While AIPAC and Israel’s activities were not coordinated, some members of Congress felt the group was tacitly endorsing the Israeli government’s increasingly political line.
“They burned their bridges with Democrats before they got into this,” said a Senate aide who spoke on condition of anonymity in order to speak frankly about AIPAC’s apparent failure.
“They were silent and a little complicit in the Netanyahu debacle. They were just standing by when it happened. They spent down their political capital before they got up to this effort.”
Message: the dual loyalty thing was a real issue in people’s minds, not a canard; and it bit AIPAC in the butt.
The Guardian also has a story about AIPAC’s loss of power. J Street’s Dylan Williams says that it has lost its power to threaten a lawmaker’s job. Even though fundraisers were canceled because of support for the deal, he says.
what has changed is that the fear of retribution no longer provides a deterrent for moderate Democrats tempted to resist the influence of Aipac.
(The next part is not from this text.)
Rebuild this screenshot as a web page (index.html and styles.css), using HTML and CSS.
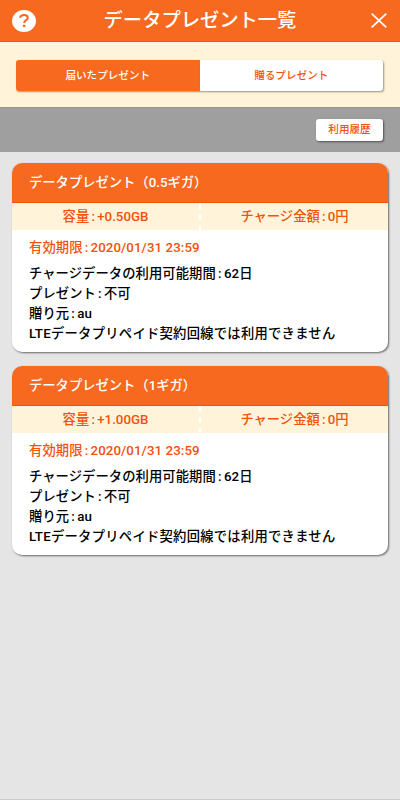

“Sometimes resistance to the deal went into the realm of express threats of a political nature; fund raisers were cancelled after members of Congress came out in some cases [for the deal],” claims J-Street’s Williams.
“Yet once you take a stand and not only survive to fight another day but do so with even more pro-Israel backing than you started out with, that has the effect of vanquishing this finely-crafted myth that there is a terrible political price to pay by going against Israeli government policy.”
The fundraisers: It’s always been about money. The lobby is now trying to threaten moderate Dems who supported the deal. But today’s cascade shows that the Dems are not afraid. Rightwing Zionists have the Republican Party, liberal Zionists have the Democratic one, and a fight on their hands with those of us who want to end the special relationship.